Impact Findings from the Head Start CARES Demonstration

National Evaluation of Three Approaches to Improving Preschoolers’ Social and Emotional Competence


By Pamela Morris, Shira Kolnik Mattera, Nina Castells, Michael Bangser, Karen Bierman, Cybele Raver

Low-income preschool children face risks to their social-emotional development that can affect them later on. Although there are promising approaches to promoting preschoolers’ social-emotional skills, the evidence base is limited, particularly on their effectiveness when implemented at scale.

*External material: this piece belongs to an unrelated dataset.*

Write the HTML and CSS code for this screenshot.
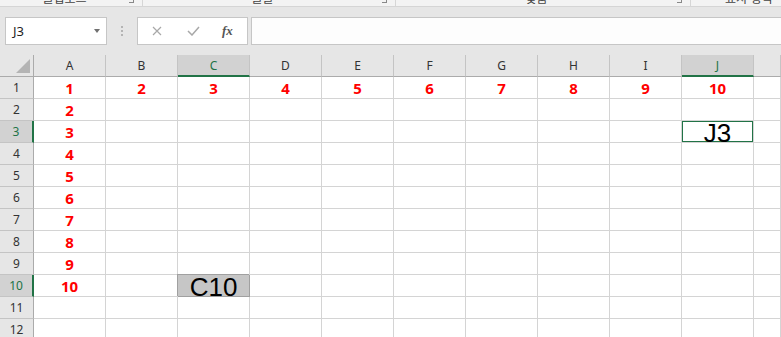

The Head Start CARES demonstration evaluated the effects of three distinct classroom-based approaches to enhancing children’s social-emotional development on a large scale. The Incredible Years Teacher Training Program focuses on teachers’ management of the classroom and of children’s behavior. Preschool PATHS uses structured lessons to help children learn about emotions and interact with peers appropriately. Tools of the Mind–Play, a one-year program that promotes children’s learning through structured “make-believe” play, is adapted from the original two-year “Tools of the Mind” program. A comprehensive professional development package (including teacher training, ongoing coaching, and related technical assistance) supported delivery of the enhancements over the course of one year.

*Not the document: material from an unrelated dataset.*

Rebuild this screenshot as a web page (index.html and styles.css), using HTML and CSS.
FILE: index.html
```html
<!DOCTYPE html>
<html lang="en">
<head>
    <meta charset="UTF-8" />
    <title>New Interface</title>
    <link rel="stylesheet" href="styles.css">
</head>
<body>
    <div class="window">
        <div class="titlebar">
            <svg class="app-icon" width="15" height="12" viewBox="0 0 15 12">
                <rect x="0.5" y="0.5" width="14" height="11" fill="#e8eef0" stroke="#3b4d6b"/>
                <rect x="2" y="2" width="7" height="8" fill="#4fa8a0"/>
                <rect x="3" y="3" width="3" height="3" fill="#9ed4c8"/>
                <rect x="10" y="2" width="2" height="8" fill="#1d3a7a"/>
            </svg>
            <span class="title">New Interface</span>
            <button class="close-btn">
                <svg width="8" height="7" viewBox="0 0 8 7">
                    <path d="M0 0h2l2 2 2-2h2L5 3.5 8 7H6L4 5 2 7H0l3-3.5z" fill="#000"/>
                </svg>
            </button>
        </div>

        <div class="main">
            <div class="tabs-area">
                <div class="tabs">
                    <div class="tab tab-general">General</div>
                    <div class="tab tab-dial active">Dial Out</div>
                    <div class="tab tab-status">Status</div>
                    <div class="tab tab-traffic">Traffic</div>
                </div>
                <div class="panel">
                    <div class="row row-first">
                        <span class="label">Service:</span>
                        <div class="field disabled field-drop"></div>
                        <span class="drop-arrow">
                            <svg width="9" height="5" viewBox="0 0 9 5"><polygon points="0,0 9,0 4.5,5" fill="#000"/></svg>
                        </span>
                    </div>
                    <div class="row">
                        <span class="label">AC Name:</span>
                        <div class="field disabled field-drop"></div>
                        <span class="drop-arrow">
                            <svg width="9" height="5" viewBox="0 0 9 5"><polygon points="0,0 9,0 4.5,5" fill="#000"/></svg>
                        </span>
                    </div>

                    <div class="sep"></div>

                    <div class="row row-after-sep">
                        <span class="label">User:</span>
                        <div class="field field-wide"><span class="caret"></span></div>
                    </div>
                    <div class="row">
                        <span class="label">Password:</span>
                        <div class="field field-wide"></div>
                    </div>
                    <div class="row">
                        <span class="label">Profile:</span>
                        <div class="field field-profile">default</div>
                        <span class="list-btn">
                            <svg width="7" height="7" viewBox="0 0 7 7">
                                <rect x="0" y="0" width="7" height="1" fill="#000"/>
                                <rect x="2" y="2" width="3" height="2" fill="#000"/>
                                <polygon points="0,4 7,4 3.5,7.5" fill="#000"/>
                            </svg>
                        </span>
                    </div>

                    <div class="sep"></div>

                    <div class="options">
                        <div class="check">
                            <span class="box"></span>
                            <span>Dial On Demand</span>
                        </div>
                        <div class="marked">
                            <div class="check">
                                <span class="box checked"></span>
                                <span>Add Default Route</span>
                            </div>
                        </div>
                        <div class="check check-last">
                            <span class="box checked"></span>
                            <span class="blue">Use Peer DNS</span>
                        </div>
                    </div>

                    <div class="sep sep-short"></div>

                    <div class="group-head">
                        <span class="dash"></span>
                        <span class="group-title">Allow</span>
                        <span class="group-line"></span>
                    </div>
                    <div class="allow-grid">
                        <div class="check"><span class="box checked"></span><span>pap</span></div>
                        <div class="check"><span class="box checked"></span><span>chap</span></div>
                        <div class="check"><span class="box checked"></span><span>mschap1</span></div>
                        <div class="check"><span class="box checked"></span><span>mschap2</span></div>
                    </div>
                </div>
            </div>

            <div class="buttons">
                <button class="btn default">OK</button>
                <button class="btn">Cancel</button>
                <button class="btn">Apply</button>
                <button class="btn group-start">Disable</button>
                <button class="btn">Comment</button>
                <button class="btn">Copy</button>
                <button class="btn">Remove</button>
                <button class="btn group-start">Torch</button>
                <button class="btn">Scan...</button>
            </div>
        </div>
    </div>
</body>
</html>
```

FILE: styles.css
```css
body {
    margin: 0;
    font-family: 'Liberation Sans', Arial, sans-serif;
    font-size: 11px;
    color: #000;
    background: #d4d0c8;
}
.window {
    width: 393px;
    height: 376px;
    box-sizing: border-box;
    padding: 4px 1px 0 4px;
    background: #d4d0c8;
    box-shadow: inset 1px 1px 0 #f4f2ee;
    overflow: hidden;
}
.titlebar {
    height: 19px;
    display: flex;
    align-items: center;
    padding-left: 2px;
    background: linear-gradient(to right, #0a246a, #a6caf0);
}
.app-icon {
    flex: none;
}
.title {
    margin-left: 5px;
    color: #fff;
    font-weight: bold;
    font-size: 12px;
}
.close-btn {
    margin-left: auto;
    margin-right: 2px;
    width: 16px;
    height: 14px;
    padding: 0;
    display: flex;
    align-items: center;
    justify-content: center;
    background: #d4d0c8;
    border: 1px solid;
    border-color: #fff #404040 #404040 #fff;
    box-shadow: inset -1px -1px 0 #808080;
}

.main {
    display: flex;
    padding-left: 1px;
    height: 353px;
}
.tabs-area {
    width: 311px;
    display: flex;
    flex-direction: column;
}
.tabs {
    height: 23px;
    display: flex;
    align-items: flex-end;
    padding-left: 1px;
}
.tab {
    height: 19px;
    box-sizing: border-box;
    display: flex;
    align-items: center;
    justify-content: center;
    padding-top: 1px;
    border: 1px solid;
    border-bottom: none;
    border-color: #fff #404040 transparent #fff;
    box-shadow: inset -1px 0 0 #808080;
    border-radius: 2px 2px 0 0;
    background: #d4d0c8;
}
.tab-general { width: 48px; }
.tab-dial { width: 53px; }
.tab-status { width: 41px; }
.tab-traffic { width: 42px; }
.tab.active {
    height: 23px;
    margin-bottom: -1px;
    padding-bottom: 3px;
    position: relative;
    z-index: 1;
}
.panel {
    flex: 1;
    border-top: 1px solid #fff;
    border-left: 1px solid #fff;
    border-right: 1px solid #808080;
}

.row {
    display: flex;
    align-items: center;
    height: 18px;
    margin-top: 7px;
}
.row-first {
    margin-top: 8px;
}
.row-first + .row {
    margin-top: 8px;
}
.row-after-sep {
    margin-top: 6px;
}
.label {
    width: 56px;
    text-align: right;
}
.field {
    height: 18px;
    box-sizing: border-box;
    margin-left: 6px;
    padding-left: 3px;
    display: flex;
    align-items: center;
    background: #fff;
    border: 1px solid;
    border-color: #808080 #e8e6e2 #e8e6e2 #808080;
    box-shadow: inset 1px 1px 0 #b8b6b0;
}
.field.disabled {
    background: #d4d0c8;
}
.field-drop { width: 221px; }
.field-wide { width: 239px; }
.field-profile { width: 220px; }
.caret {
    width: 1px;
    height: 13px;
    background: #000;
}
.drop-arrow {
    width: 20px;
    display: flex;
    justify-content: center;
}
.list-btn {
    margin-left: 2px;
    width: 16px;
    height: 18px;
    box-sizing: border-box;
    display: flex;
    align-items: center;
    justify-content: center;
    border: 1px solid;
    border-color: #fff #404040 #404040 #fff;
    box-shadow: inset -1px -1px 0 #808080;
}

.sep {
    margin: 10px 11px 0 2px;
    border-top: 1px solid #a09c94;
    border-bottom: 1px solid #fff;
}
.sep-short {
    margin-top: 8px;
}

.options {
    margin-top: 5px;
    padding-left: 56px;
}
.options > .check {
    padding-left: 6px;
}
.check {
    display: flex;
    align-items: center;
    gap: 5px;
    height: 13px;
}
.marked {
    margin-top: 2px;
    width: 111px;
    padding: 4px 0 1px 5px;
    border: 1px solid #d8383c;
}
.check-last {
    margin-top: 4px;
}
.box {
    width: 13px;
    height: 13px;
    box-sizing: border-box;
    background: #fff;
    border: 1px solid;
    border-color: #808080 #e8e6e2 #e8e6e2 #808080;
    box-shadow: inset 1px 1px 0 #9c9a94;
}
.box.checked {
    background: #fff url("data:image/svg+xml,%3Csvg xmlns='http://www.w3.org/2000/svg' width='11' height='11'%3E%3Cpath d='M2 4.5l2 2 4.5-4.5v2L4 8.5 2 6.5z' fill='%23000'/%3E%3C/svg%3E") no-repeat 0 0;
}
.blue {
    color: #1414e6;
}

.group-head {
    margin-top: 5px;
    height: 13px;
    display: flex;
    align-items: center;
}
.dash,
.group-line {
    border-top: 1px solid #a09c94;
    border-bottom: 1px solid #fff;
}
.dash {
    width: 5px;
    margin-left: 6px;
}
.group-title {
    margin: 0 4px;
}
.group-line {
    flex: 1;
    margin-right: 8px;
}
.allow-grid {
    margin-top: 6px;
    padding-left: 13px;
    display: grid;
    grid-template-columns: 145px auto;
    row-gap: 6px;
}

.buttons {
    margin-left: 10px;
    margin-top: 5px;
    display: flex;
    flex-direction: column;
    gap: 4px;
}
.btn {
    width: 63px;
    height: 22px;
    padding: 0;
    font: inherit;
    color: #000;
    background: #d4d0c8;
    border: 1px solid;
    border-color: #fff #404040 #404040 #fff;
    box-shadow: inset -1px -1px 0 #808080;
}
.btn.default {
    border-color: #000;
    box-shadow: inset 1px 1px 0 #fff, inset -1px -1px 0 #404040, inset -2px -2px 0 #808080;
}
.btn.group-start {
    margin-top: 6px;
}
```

The demonstration was conducted with 17 Head Start grantees that generally represent the diversity of Head Start settings nationally. Head Start CARES rigorously evaluated the impacts of the interventions, or “enhancements,” by randomly assigning approximately 100 Head Start centers within the grantees to a program group that received one of the interventions or to a control condition without any of them. The estimated impacts should be interpreted as the effects of the enhancements beyond any effects of the existing Head Start program in these classrooms. Head Start CARES tested each enhancement’s impacts on teachers’ practices and on children’s outcomes in the spring of the preschool year, comparing those impacts with the team’s theory of change for each approach.

Key Findings

  • All three enhancements changed observed teachers’ practices in the expected ways, confirming that their theoretical differences were reflected in classroom implementation. Impacts on classroom climate were fewer and less consistent.
  • Two of the three enhancements showed consistent positive impacts on a range of children’s social-emotional outcomes in preschool, although not as predicted.
    • As expected, PATHS showed small to moderate improvements in children’s knowledge and understanding of emotions (emotion knowledge), social problem-solving skills, and social behaviors.
    • The Incredible Years improved children’s emotion knowledge, social problem-solving skills, and social behaviors. It did not produce expected impacts on children’s problem behavior and executive function (except for highest-risk children).
    • Tools of the Mind–Play did not demonstrate expected impacts on executive function or self-regulation; it produced only positive impacts on emotion knowledge.
  • There was no consistent evidence that these enhancements improved children’s pre-academic skills during preschool, although those skills were not key targets of the enhancements. While based on very limited information, there were virtually no impacts on outcomes in kindergarten as reported by teachers and parents.
  • Findings show that evidence-based approaches can improve preschoolers’ social-emotional competence when implemented at scale with appropriate supports.
Morris, Pamela, Shira Kolnik Mattera, Nina Castells, Michael Bangser, Karen Bierman, and Cybele Raver. 2014. Impact Findings from the Head Start CARES Demonstration. New York: MDRC.